▶ _What is asked_
Transcribe the whole listing below without changing a word, but leave out every image.
======== Recorded data
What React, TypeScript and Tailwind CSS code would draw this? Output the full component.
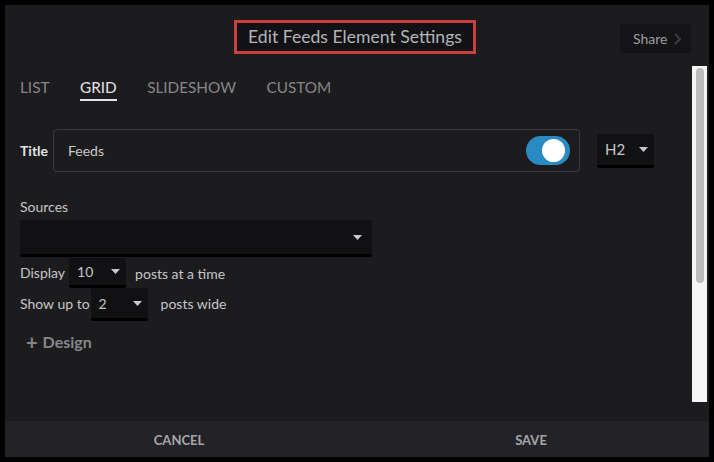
import React from 'react';

const font = { fontFamily: 'Lato, "Open Sans", sans-serif' };

function Caret() {
  return (
    <svg width="9" height="5" viewBox="0 0 9 5" className="shrink-0">
      <path d="M0 0 H9 L4.5 5 Z" fill="#c9c9cc" />
    </svg>
  );
}

function Select({ value, className }: { value: string; className: string }) {
  return (
    <div
      className={`flex items-center justify-between bg-[#111113] border-b-[3px] border-black rounded-[2px] pl-[8px] pr-[6px] text-[14px] text-[#c6c6c9] ${className}`}
    >
      <span>{value}</span>
      <Caret />
    </div>
  );
}

export default function App() {
  const tabs = ['LIST', 'GRID', 'SLIDESHOW', 'CUSTOM'];
  return (
    <div className="w-[714px] h-[462px] bg-black p-[5px]" style={font}>
      <div className="w-full h-full flex flex-col bg-[#1c1c1f]">
        {/* header */}
        <div className="relative h-[61px] shrink-0 flex items-start justify-center pt-[15px]">
          <div className="h-[34px] px-[11px] flex items-center border-[3px] border-[#c8413b] bg-[#121214] text-[17.6px] text-[#b2b4b9] ml-[-4px]">
            Edit Feeds Element Settings
          </div>
          <div className="absolute right-[18px] top-[19px] w-[71px] h-[29px] rounded-[3px] bg-[#141416] flex items-center pl-[13px] gap-[7px] text-[14px] text-[#9c9ca0]">
            <span>Share</span>
            <svg width="7" height="12" viewBox="0 0 7 12">
              <path d="M1 1 L6 6 L1 11" stroke="#3b3b3f" strokeWidth="2" fill="none" />
            </svg>
          </div>
        </div>

        {/* body */}
        <div className="flex-1 flex min-h-0">
          <div className="flex-1 pl-[15px]">
            <div className="flex gap-[30.5px] mt-[11px] text-[15.3px] leading-[20px]">
              {tabs.map((t) => (
                <span
                  key={t}
                  className={
                    t === 'GRID'
                      ? 'text-[#e4e4e6] pb-[2px] border-b-2 border-[#e4e4e6]'
                      : 'text-[#86868a] pb-[2px] border-b-2 border-transparent'
                  }
                >
                  {t}
                </span>
              ))}
            </div>

            <div className="flex items-center mt-[28px] h-[43px]">
              <span className="w-[33px] text-[14px] font-bold text-[#e2e2e4]">Title</span>
              <div className="w-[527px] h-[43px] border border-[#3a3a3d] rounded-[4px] flex items-center justify-between pl-[14px] pr-[9px]">
                <span className="text-[14px] text-[#c9c9cc]">Feeds</span>
                <div className="w-[44px] h-[29px] rounded-full bg-[#2a8bc2] flex items-center justify-end pr-[5px]">
                  <div className="w-[23px] h-[23px] rounded-full bg-white" />
                </div>
              </div>
              <Select value="H2" className="ml-[17px] w-[57px] h-[34px] text-[15px] pr-[5px]" />
            </div>

            <div className="mt-[25px] text-[14px] leading-[20px] text-[#c6c6c9]">Sources</div>
            <div className="mt-[3px] w-[352px] h-[37px] bg-[#111113] border-b-[3px] border-black rounded-[2px] flex items-center justify-end pr-[10px]">
              <Caret />
            </div>

            <div className="flex items-center h-[30px] mt-[1px] text-[14px] text-[#c6c6c9]">
              <span className="mt-[-2px]">Display</span>
              <Select value="10" className="ml-[4px] w-[57px] h-[30px]" />
              <span className="ml-[9px]">posts at a time</span>
            </div>
            <div className="flex items-center h-[33px] text-[14px] text-[#c6c6c9]">
              <span className="mt-[-3px]">Show up to</span>
              <Select value="2" className="ml-[1px] w-[57px] h-[33px]" />
              <span className="ml-[13px] mt-[-3px]">posts wide</span>
            </div>

            <div className="flex items-center mt-[9px] ml-[6px] text-[16px] font-bold text-[#86868a]">
              <span className="text-[20px] leading-[20px] mr-[5px]">+</span>
              <span>Design</span>
            </div>
          </div>

          {/* scrollbar */}
          <div className="w-[15px] mr-[2px] mb-[19px] bg-[#f5f5f5] flex justify-center pt-[2px]">
            <div className="w-[8px] h-[215px] rounded-full bg-[#bcbcbc]" />
          </div>
        </div>

        {/* footer */}
        <div className="h-[36px] shrink-0 flex bg-[#232327] pt-[3px] text-[13px] font-bold text-[#a6a6a9]">
          <button className="flex-1 flex items-center justify-center pr-[4px]">CANCEL</button>
          <button className="flex-1 flex items-center justify-center pr-[4px]">SAVE</button>
        </div>
      </div>
    </div>
  );
}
================
▶ _Written answer_
What React, TypeScript and Tailwind CSS code would draw this? Output the full component.
import React from 'react';

const font = { fontFamily: 'Lato, "Open Sans", sans-serif' };

function Caret() {
  return (
    <svg width="9" height="5" viewBox="0 0 9 5" className="shrink-0">
      <path d="M0 0 H9 L4.5 5 Z" fill="#c9c9cc" />
    </svg>
  );
}

function Select({ value, className }: { value: string; className: string }) {
  return (
    <div
      className={`flex items-center justify-between bg-[#111113] border-b-[3px] border-black rounded-[2px] pl-[8px] pr-[6px] text-[14px] text-[#c6c6c9] ${className}`}
    >
      <span>{value}</span>
      <Caret />
    </div>
  );
}

export default function App() {
  const tabs = ['LIST', 'GRID', 'SLIDESHOW', 'CUSTOM'];
  return (
    <div className="w-[714px] h-[462px] bg-black p-[5px]" style={font}>
      <div className="w-full h-full flex flex-col bg-[#1c1c1f]">
        {/* header */}
        <div className="relative h-[61px] shrink-0 flex items-start justify-center pt-[15px]">
          <div className="h-[34px] px-[11px] flex items-center border-[3px] border-[#c8413b] bg-[#121214] text-[17.6px] text-[#b2b4b9] ml-[-4px]">
            Edit Feeds Element Settings
          </div>
          <div className="absolute right-[18px] top-[19px] w-[71px] h-[29px] rounded-[3px] bg-[#141416] flex items-center pl-[13px] gap-[7px] text-[14px] text-[#9c9ca0]">
            <span>Share</span>
            <svg width="7" height="12" viewBox="0 0 7 12">
              <path d="M1 1 L6 6 L1 11" stroke="#3b3b3f" strokeWidth="2" fill="none" />
            </svg>
          </div>
        </div>

        {/* body */}
        <div className="flex-1 flex min-h-0">
          <div className="flex-1 pl-[15px]">
            <div className="flex gap-[30.5px] mt-[11px] text-[15.3px] leading-[20px]">
              {tabs.map((t) => (
                <span
                  key={t}
                  className={
                    t === 'GRID'
                      ? 'text-[#e4e4e6] pb-[2px] border-b-2 border-[#e4e4e6]'
                      : 'text-[#86868a] pb-[2px] border-b-2 border-transparent'
                  }
                >
                  {t}
                </span>
              ))}
            </div>

            <div className="flex items-center mt-[28px] h-[43px]">
              <span className="w-[33px] text-[14px] font-bold text-[#e2e2e4]">Title</span>
              <div className="w-[527px] h-[43px] border border-[#3a3a3d] rounded-[4px] flex items-center justify-between pl-[14px] pr-[9px]">
                <span className="text-[14px] text-[#c9c9cc]">Feeds</span>
                <div className="w-[44px] h-[29px] rounded-full bg-[#2a8bc2] flex items-center justify-end pr-[5px]">
                  <div className="w-[23px] h-[23px] rounded-full bg-white" />
                </div>
              </div>
              <Select value="H2" className="ml-[17px] w-[57px] h-[34px] text-[15px] pr-[5px]" />
            </div>

            <div className="mt-[25px] text-[14px] leading-[20px] text-[#c6c6c9]">Sources</div>
            <div className="mt-[3px] w-[352px] h-[37px] bg-[#111113] border-b-[3px] border-black rounded-[2px] flex items-center justify-end pr-[10px]">
              <Caret />
            </div>

            <div className="flex items-center h-[30px] mt-[1px] text-[14px] text-[#c6c6c9]">
              <span className="mt-[-2px]">Display</span>
              <Select value="10" className="ml-[4px] w-[57px] h-[30px]" />
              <span className="ml-[9px]">posts at a time</span>
            </div>
            <div className="flex items-center h-[33px] text-[14px] text-[#c6c6c9]">
              <span className="mt-[-3px]">Show up to</span>
              <Select value="2" className="ml-[1px] w-[57px] h-[33px]" />
              <span className="ml-[13px] mt-[-3px]">posts wide</span>
            </div>

            <div className="flex items-center mt-[9px] ml-[6px] text-[16px] font-bold text-[#86868a]">
              <span className="text-[20px] leading-[20px] mr-[5px]">+</span>
              <span>Design</span>
            </div>
          </div>

          {/* scrollbar */}
          <div className="w-[15px] mr-[2px] mb-[19px] bg-[#f5f5f5] flex justify-center pt-[2px]">
            <div className="w-[8px] h-[215px] rounded-full bg-[#bcbcbc]" />
          </div>
        </div>

        {/* footer */}
        <div className="h-[36px] shrink-0 flex bg-[#232327] pt-[3px] text-[13px] font-bold text-[#a6a6a9]">
          <button className="flex-1 flex items-center justify-center pr-[4px]">CANCEL</button>
          <button className="flex-1 flex items-center justify-center pr-[4px]">SAVE</button>
        </div>
      </div>
    </div>
  );
}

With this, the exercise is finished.